A value carries a concrete representation of an integer:
Val : (x : Integer) -> Expr ctxt TyInt
A lambda creates a function. In the scope of a function of type a ->
t
, there is a new local variable of type a
, which is expressed
by the context index:
Lam : Expr (a :: ctxt) t -> Expr ctxt (TyFun a t)
Function application produces a value of type t
given a function
from a
to t
and a value of type a
:
App : Expr ctxt (TyFun a t) -> Expr ctxt a -> Expr ctxt t
We allow arbitrary binary operators, where the type of the operator informs what the types of the arguments must be:
Op : (interpTy a -> interpTy b -> interpTy c) ->
Expr ctxt a -> Expr ctxt b -> Expr ctxt c
Finally, If
expressions make a choice given a boolean. Each branch
must have the same type, and we will evaluate the branches lazily so
that only the branch which is taken need be evaluated:
If : Expr ctxt TyBool ->
Lazy (Expr ctxt a) ->
Lazy (Expr ctxt a) ->
Expr ctxt a
Writing the Interpreter
When we evaluate an Expr
, we’ll need to know the values in scope,
as well as their types. Env
is an environment, indexed over the
types in scope. Since an environment is just another form of list,
albeit with a strongly specified connection to the vector of local
variable types, we use the usual ::
and Nil
constructors so
that we can use the usual list syntax. Given a proof that a variable
is defined in the context, we can then produce a value from the
environment:
data Env : Vect n Ty -> Type where
Nil : Env Nil
(::) : interpTy a -> Env ctxt -> Env (a :: ctxt)

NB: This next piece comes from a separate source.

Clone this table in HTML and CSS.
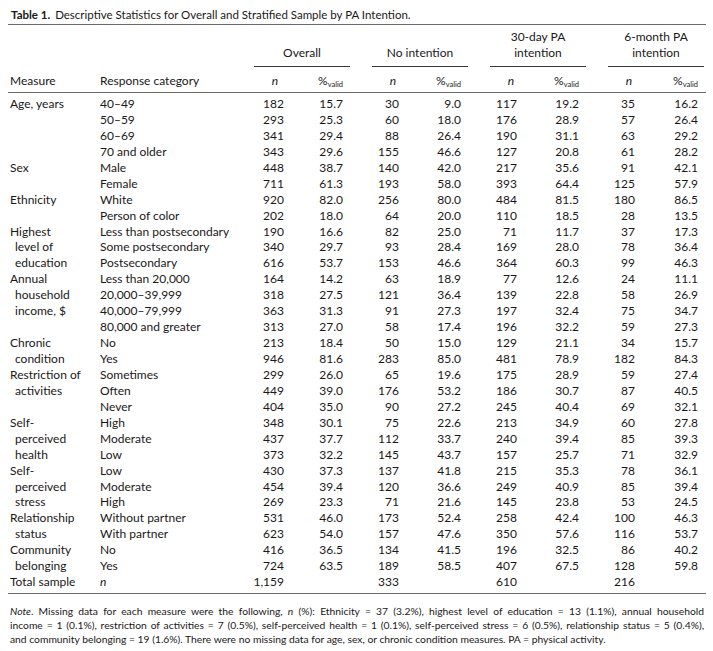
FILE: index.html
```html
<!DOCTYPE html>
<html lang="en">
<head>
<meta charset="utf-8">
<title>Table 1</title>
<link rel="stylesheet" href="styles.css">
</head>
<body>
<div class="page">
  <div class="caption"><span class="label">Table 1.</span> Descriptive Statistics for Overall and Stratified Sample by PA Intention.</div>
  <table class="stats">
    <colgroup>
      <col class="c-measure"><col class="c-cat">
      <col class="c-grp"><col class="c-grp">
      <col class="c-grp"><col class="c-grp">
      <col class="c-grp"><col class="c-grp">
      <col class="c-grp"><col class="c-last">
    </colgroup>
    <thead>
      <tr class="grp-row">
        <th></th><th></th>
        <th colspan="2" class="grp"><div class="grp-in">Overall</div></th>
        <th colspan="2" class="grp"><div class="grp-in">No intention</div></th>
        <th colspan="2" class="grp"><div class="grp-in">30-day PA<br>intention</div></th>
        <th colspan="2" class="grp grp-last"><div class="grp-in">6-month PA<br>intention</div></th>
      </tr>
      <tr class="sub-row">
        <th class="measure">Measure</th>
        <th class="cat">Response category</th>
        <th class="hn"><i>n</i></th><th class="hp">%<sub>valid</sub></th>
        <th class="hn"><i>n</i></th><th class="hp">%<sub>valid</sub></th>
        <th class="hn"><i>n</i></th><th class="hp">%<sub>valid</sub></th>
        <th class="hn"><i>n</i></th><th class="hp last">%<sub>valid</sub></th>
      </tr>
    </thead>
    <tbody>
      <tr class="first"><td class="measure">Age, years</td><td class="cat">40–49</td><td class="n n1">182</td><td class="p">15.7</td><td class="n">30</td><td class="p">9.0</td><td class="n">117</td><td class="p">19.2</td><td class="n">35</td><td class="p last">16.2</td></tr>
      <tr><td class="measure"></td><td class="cat">50–59</td><td class="n n1">293</td><td class="p">25.3</td><td class="n">60</td><td class="p">18.0</td><td class="n">176</td><td class="p">28.9</td><td class="n">57</td><td class="p last">26.4</td></tr>
      <tr><td class="measure"></td><td class="cat">60–69</td><td class="n n1">341</td><td class="p">29.4</td><td class="n">88</td><td class="p">26.4</td><td class="n">190</td><td class="p">31.1</td><td class="n">63</td><td class="p last">29.2</td></tr>
      <tr><td class="measure"></td><td class="cat">70 and older</td><td class="n n1">343</td><td class="p">29.6</td><td class="n">155</td><td class="p">46.6</td><td class="n">127</td><td class="p">20.8</td><td class="n">61</td><td class="p last">28.2</td></tr>
      <tr><td class="measure">Sex</td><td class="cat">Male</td><td class="n n1">448</td><td class="p">38.7</td><td class="n">140</td><td class="p">42.0</td><td class="n">217</td><td class="p">35.6</td><td class="n">91</td><td class="p last">42.1</td></tr>
      <tr><td class="measure"></td><td class="cat">Female</td><td class="n n1">711</td><td class="p">61.3</td><td class="n">193</td><td class="p">58.0</td><td class="n">393</td><td class="p">64.4</td><td class="n">125</td><td class="p last">57.9</td></tr>
      <tr><td class="measure">Ethnicity</td><td class="cat">White</td><td class="n n1">920</td><td class="p">82.0</td><td class="n">256</td><td class="p">80.0</td><td class="n">484</td><td class="p">81.5</td><td class="n">180</td><td class="p last">86.5</td></tr>
      <tr><td class="measure"></td><td class="cat">Person of color</td><td class="n n1">202</td><td class="p">18.0</td><td class="n">64</td><td class="p">20.0</td><td class="n">110</td><td class="p">18.5</td><td class="n">28</td><td class="p last">13.5</td></tr>
      <tr><td class="measure">Highest</td><td class="cat">Less than postsecondary</td><td class="n n1">190</td><td class="p">16.6</td><td class="n">82</td><td class="p">25.0</td><td class="n">71</td><td class="p">11.7</td><td class="n">37</td><td class="p last">17.3</td></tr>
      <tr><td class="measure cont">level of</td><td class="cat">Some postsecondary</td><td class="n n1">340</td><td class="p">29.7</td><td class="n">93</td><td class="p">28.4</td><td class="n">169</td><td class="p">28.0</td><td class="n">78</td><td class="p last">36.4</td></tr>
      <tr><td class="measure cont">education</td><td class="cat">Postsecondary</td><td class="n n1">616</td><td class="p">53.7</td><td class="n">153</td><td class="p">46.6</td><td class="n">364</td><td class="p">60.3</td><td class="n">99</td><td class="p last">46.3</td></tr>
      <tr><td class="measure">Annual</td><td class="cat">Less than 20,000</td><td class="n n1">164</td><td class="p">14.2</td><td class="n">63</td><td class="p">18.9</td><td class="n">77</td><td class="p">12.6</td><td class="n">24</td><td class="p last">11.1</td></tr>
      <tr><td class="measure cont">household</td><td class="cat">20,000–39,999</td><td class="n n1">318</td><td class="p">27.5</td><td class="n">121</td><td class="p">36.4</td><td class="n">139</td><td class="p">22.8</td><td class="n">58</td><td class="p last">26.9</td></tr>
      <tr><td class="measure cont">income, $</td><td class="cat">40,000–79,999</td><td class="n n1">363</td><td class="p">31.3</td><td class="n">91</td><td class="p">27.3</td><td class="n">197</td><td class="p">32.4</td><td class="n">75</td><td class="p last">34.7</td></tr>
      <tr><td class="measure"></td><td class="cat">80,000 and greater</td><td class="n n1">313</td><td class="p">27.0</td><td class="n">58</td><td class="p">17.4</td><td class="n">196</td><td class="p">32.2</td><td class="n">59</td><td class="p last">27.3</td></tr>
      <tr><td class="measure">Chronic</td><td class="cat">No</td><td class="n n1">213</td><td class="p">18.4</td><td class="n">50</td><td class="p">15.0</td><td class="n">129</td><td class="p">21.1</td><td class="n">34</td><td class="p last">15.7</td></tr>
      <tr><td class="measure cont">condition</td><td class="cat">Yes</td><td class="n n1">946</td><td class="p">81.6</td><td class="n">283</td><td class="p">85.0</td><td class="n">481</td><td class="p">78.9</td><td class="n">182</td><td class="p last">84.3</td></tr>
      <tr><td class="measure">Restriction of</td><td class="cat">Sometimes</td><td class="n n1">299</td><td class="p">26.0</td><td class="n">65</td><td class="p">19.6</td><td class="n">175</td><td class="p">28.9</td><td class="n">59</td><td class="p last">27.4</td></tr>
      <tr><td class="measure cont">activities</td><td class="cat">Often</td><td class="n n1">449</td><td class="p">39.0</td><td class="n">176</td><td class="p">53.2</td><td class="n">186</td><td class="p">30.7</td><td class="n">87</td><td class="p last">40.5</td></tr>
      <tr><td class="measure"></td><td class="cat">Never</td><td class="n n1">404</td><td class="p">35.0</td><td class="n">90</td><td class="p">27.2</td><td class="n">245</td><td class="p">40.4</td><td class="n">69</td><td class="p last">32.1</td></tr>
      <tr><td class="measure">Self-</td><td class="cat">High</td><td class="n n1">348</td><td class="p">30.1</td><td class="n">75</td><td class="p">22.6</td><td class="n">213</td><td class="p">34.9</td><td class="n">60</td><td class="p last">27.8</td></tr>
      <tr><td class="measure cont">perceived</td><td class="cat">Moderate</td><td class="n n1">437</td><td class="p">37.7</td><td class="n">112</td><td class="p">33.7</td><td class="n">240</td><td class="p">39.4</td><td class="n">85</td><td class="p last">39.3</td></tr>
      <tr><td class="measure cont">health</td><td class="cat">Low</td><td class="n n1">373</td><td class="p">32.2</td><td class="n">145</td><td class="p">43.7</td><td class="n">157</td><td class="p">25.7</td><td class="n">71</td><td class="p last">32.9</td></tr>
      <tr><td class="measure">Self-</td><td class="cat">Low</td><td class="n n1">430</td><td class="p">37.3</td><td class="n">137</td><td class="p">41.8</td><td class="n">215</td><td class="p">35.3</td><td class="n">78</td><td class="p last">36.1</td></tr>
      <tr><td class="measure cont">perceived</td><td class="cat">Moderate</td><td class="n n1">454</td><td class="p">39.4</td><td class="n">120</td><td class="p">36.6</td><td class="n">249</td><td class="p">40.9</td><td class="n">85</td><td class="p last">39.4</td></tr>
      <tr><td class="measure cont">stress</td><td class="cat">High</td><td class="n n1">269</td><td class="p">23.3</td><td class="n">71</td><td class="p">21.6</td><td class="n">145</td><td class="p">23.8</td><td class="n">53</td><td class="p last">24.5</td></tr>
      <tr><td class="measure">Relationship</td><td class="cat">Without partner</td><td class="n n1">531</td><td class="p">46.0</td><td class="n">173</td><td class="p">52.4</td><td class="n">258</td><td class="p">42.4</td><td class="n">100</td><td class="p last">46.3</td></tr>
      <tr><td class="measure cont">status</td><td class="cat">With partner</td><td class="n n1">623</td><td class="p">54.0</td><td class="n">157</td><td class="p">47.6</td><td class="n">350</td><td class="p">57.6</td><td class="n">116</td><td class="p last">53.7</td></tr>
      <tr><td class="measure">Community</td><td class="cat">No</td><td class="n n1">416</td><td class="p">36.5</td><td class="n">134</td><td class="p">41.5</td><td class="n">196</td><td class="p">32.5</td><td class="n">86</td><td class="p last">40.2</td></tr>
      <tr><td class="measure cont">belonging</td><td class="cat">Yes</td><td class="n n1">724</td><td class="p">63.5</td><td class="n">189</td><td class="p">58.5</td><td class="n">407</td><td class="p">67.5</td><td class="n">128</td><td class="p last">59.8</td></tr>
      <tr class="total"><td class="measure">Total sample</td><td class="cat"><i>n</i></td><td class="n n1">1,159</td><td class="p"></td><td class="n">333</td><td class="p"></td><td class="n">610</td><td class="p"></td><td class="n">216</td><td class="p last"></td></tr>
    </tbody>
  </table>
  <p class="note"><span class="note-line just"><i>Note</i>. Missing data for each measure were the following, <i>n</i> (%): Ethnicity = 37 (3.2%), highest level of education = 13 (1.1%), annual household</span><span class="note-line just">income = 1 (0.1%), restriction of activities = 7 (0.5%), self-perceived health = 1 (0.1%), self-perceived stress = 6 (0.5%), relationship status = 5 (0.4%),</span><span class="note-line">and community belonging = 19 (1.6%). There were no missing data for age, sex, or chronic condition measures. PA = physical activity.</span></p>
</div>
</body>
</html>
```
FILE: styles.css
```css
html, body {
  margin: 0;
  padding: 0;
  background: #ffffff;
}
body {
  font-family: Lato, "Open Sans", "DejaVu Sans", sans-serif;
  color: #1a1718;
}
.page {
  padding: 6px 7px 0 8px;
}
.caption {
  font-size: 11.5px;
  line-height: 18px;
  padding-left: 3px;
  border-bottom: 1px solid #6a6a6a;
}
.caption .label {
  font-weight: 700;
  margin-right: 2px;
}
.stats {
  width: 698px;
  border-collapse: collapse;
  table-layout: fixed;
  font-size: 12px;
}
.c-measure { width: 90px; }
.c-cat { width: 145px; }
.c-grp { width: 59px; }
.c-last { width: 50px; }
.stats th, .stats td {
  padding: 0;
  font-weight: 400;
  line-height: 15.93px;
  white-space: nowrap;
}
.grp-row th {
  vertical-align: bottom;
  padding-top: 4px;
  padding-bottom: 0;
}
.grp-in {
  margin: 0 11px;
  text-align: center;
  line-height: 16px;
  border-bottom: 1px solid #3a3a3a;
  padding-bottom: 5px;
}
.grp-last .grp-in {
  margin-right: 2px;
}
.sub-row th {
  padding-top: 6px;
  padding-bottom: 3px;
  line-height: 16px;
  border-bottom: 1px solid #6a6a6a;
}
.measure {
  text-align: left;
  padding-left: 2px !important;
}
.measure.cont {
  padding-left: 7px !important;
}
.cat {
  text-align: left;
  padding-left: 2px !important;
}
.hn {
  text-align: right;
  padding-right: 24px !important;
}
.hp, .p, .n {
  text-align: right;
}
.n { padding-right: 21px !important; }
.n.n1 { padding-right: 18px !important; }
.hp, .p { padding-right: 18px !important; }
.hp.last, .p.last { padding-right: 8px !important; }
.hn i, .cat i {
  font-style: italic;
}
sub {
  font-size: 7.5px;
  vertical-align: -2px;
  line-height: 0;
}
tbody tr.first td {
  padding-top: 3px;
}
tbody tr.total td {
  padding-bottom: 3px;
  border-bottom: 1px solid #6a6a6a;
}
.note {
  margin: 10px 0 0 0;
  padding: 0 2px;
  font-size: 10.3px;
  line-height: 14px;
}
.note-line {
  display: block;
  white-space: nowrap;
}
.note-line.just {
  white-space: normal;
  text-align: justify;
  text-align-last: justify;
}
```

lookup : HasType i ctxt t -> Env ctxt -> interpTy t
lookup Stop (x :: xs) = x
lookup (Pop k) (x :: xs) = lookup k xs
Given this, an interpreter is a function which
translates an Expr
into a concrete Idris value with respect to a
specific environment:
interp : Env ctxt -> Expr ctxt t -> interpTy t
The complete interpreter is defined as follows, for reference. For each constructor, we translate it into the corresponding Idris value:
interp env (Var i) = lookup i env
interp env (Val x) = x
interp env (Lam sc) = \x => interp (x :: env) sc
interp env (App f s) = interp env f (interp env s)
interp env (Op op x y) = op (interp env x) (interp env y)
interp env (If x t e) = if interp env x then interp env t
else interp env e
Let us look at each case in turn. To translate a variable, we simply look it up in the environment:
interp env (Var i) = lookup i env
To translate a value, we just return the concrete representation of the value:
interp env (Val x) = x
Lambdas are more interesting. In this case, we construct a function which interprets the scope of the lambda with a new value in the environment. So, a function in the object language is translated to an Idris function:
interp env (Lam sc) = \x => interp (x :: env) sc
For an application, we interpret the function and its argument and apply
it directly. We know that interpreting f
must produce a function,
because of its type:
interp env (App f s) = interp env f (interp env s)
Operators and conditionals are, again, direct translations into the
equivalent Idris constructs. For operators, we apply the function to
its operands directly, and for If
, we apply the Idris
if...then...else
construct directly.
interp env (Op op x y) = op (interp env x) (interp env y)
interp env (If x t e) = if interp env x then interp env t
else interp env e
Testing
We can make some simple test functions. Firstly, adding two inputs
\x. \y. y + x
is written as follows:
add : Expr ctxt (TyFun TyInt (TyFun TyInt TyInt))
add = Lam (Lam (Op (+) (Var Stop) (Var (Pop Stop))))
More interestingly, a factorial function fact
(e.g. \x. if (x == 0) then 1 else (fact (x-1) * x)
),
can be written as:
fact : Expr ctxt (TyFun TyInt TyInt)
fact = Lam (If (Op (==) (Var Stop) (Val 0))
(Val 1)
(Op (*) (App fact (Op (-) (Var Stop) (Val 1)))
(Var Stop)))
Running
To finish, we write a main
program which interprets the factorial
function on user input:
main : IO ()
main = do putStr "Enter a number: "
x <- getLine
printLn (interp [] fact (cast x))
Here, cast
is an overloaded function which converts a value from
one type to another if possible. Here, it converts a string to an
integer, giving 0 if the input is invalid. An example run of this
program at the Idris interactive environment is:
$ idris2 interp.idr
____ __ _ ___
/ _/___/ /____(_)____ |__ \
/ // __ / ___/ / ___/ __/ / Version 0.6.0
_/ // /_/ / / / (__ ) / __/ https://www.idris-lang.org
/___/\__,_/_/ /_/____/ /____/ Type :? for help
Welcome to Idris 2. Enjoy yourself!
Main> :exec main
Enter a number: 6
720
Aside: cast
The prelude defines an interface Cast
which allows conversion
between types:
interface Cast from to where
cast : from -> to
It is a multi-parameter interface, defining the source type and object type of the cast. It must be possible for the type checker to infer both parameters at the point where the cast is applied. There are casts defined between all of the primitive types, as far as they make sense.